The invention is based on the recognition that when the voltage is applied across a pixel, the spontaneous polarization in said LC materials and the switching time of the material play such a role that either such a long time is necessary that the display device as a whole becomes too slow, or the pixel does not acquire the desired charge and the associated transmission value. The above-mentioned article proposes to give a row of pixels first an auxiliary voltage (reset) prior to selection, but also in that case the pixel does not always acquire the desired charge due to the important role of the spontaneous polarization, so that an incomplete reset occurs. Since the charge (and hence the transmission value) across the pixel is undefined again after this reset, the data signal then applied at a subsequent selection will lead to a different final value of the charge (and hence the transmission value) across the pixel than was intended, and so forth. Even at the same grey scale of the pixel to be written in a period lasting several frame periods, it may take several frame periods before this "memory effect" is eliminated. This effect notably occurs when the presented signal changes (grey level change).

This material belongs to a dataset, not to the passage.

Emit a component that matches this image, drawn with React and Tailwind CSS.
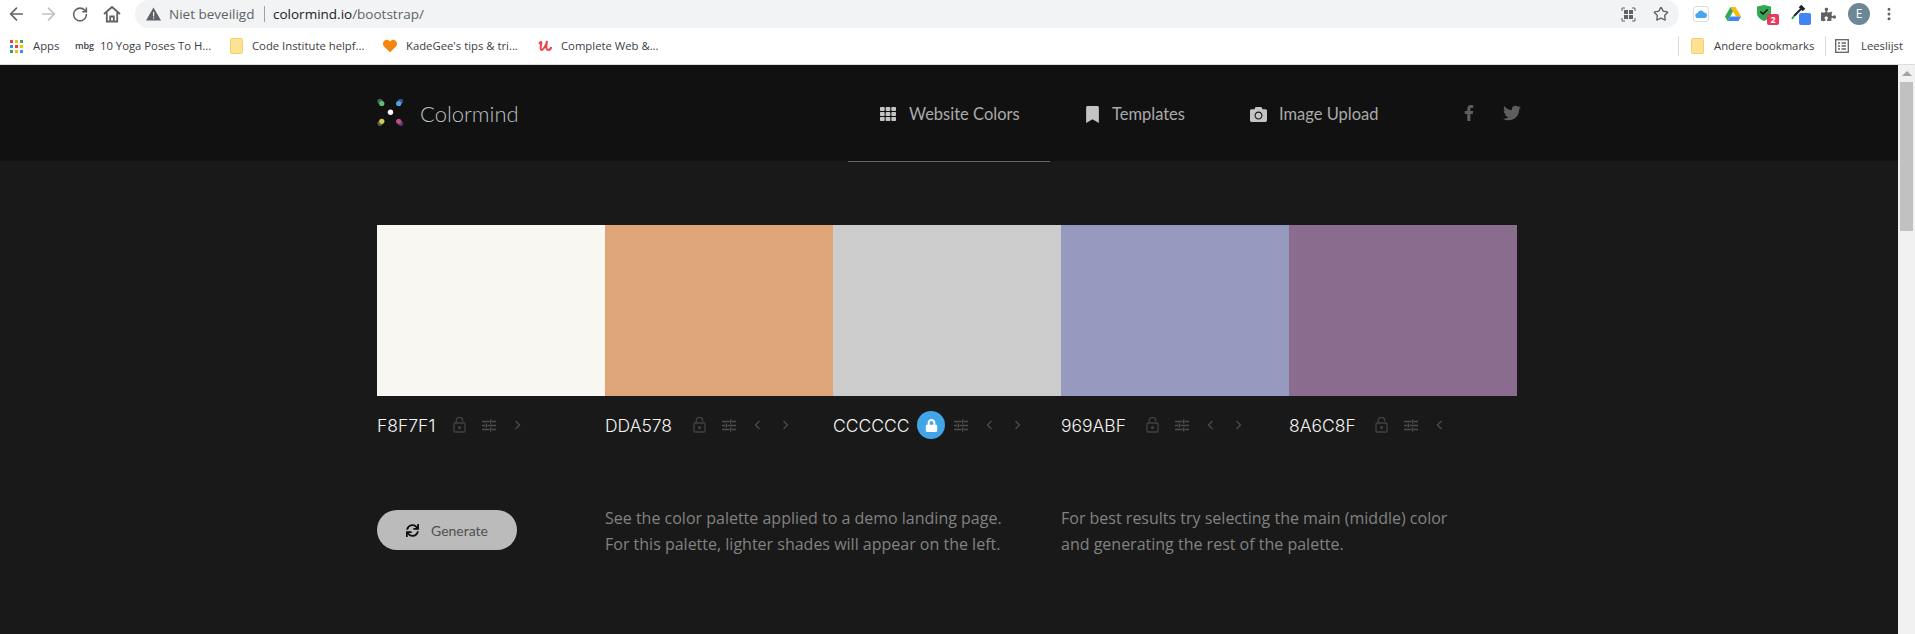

In a display device according to the invention, the "memory effect" is at least substantially completely eliminated because the data signal (and hence the associated polarization and transmission value) of a pixel as applied during a previous drive period (frame), is used via the control circuit for compensating the voltage amplitude of the presented data signal. The data voltage thereby determined is then actually composed of a reset component and a data component, with the reset component being determined by the polarization associated with the transmission value due to the data voltage presented during a previous drive period (frame).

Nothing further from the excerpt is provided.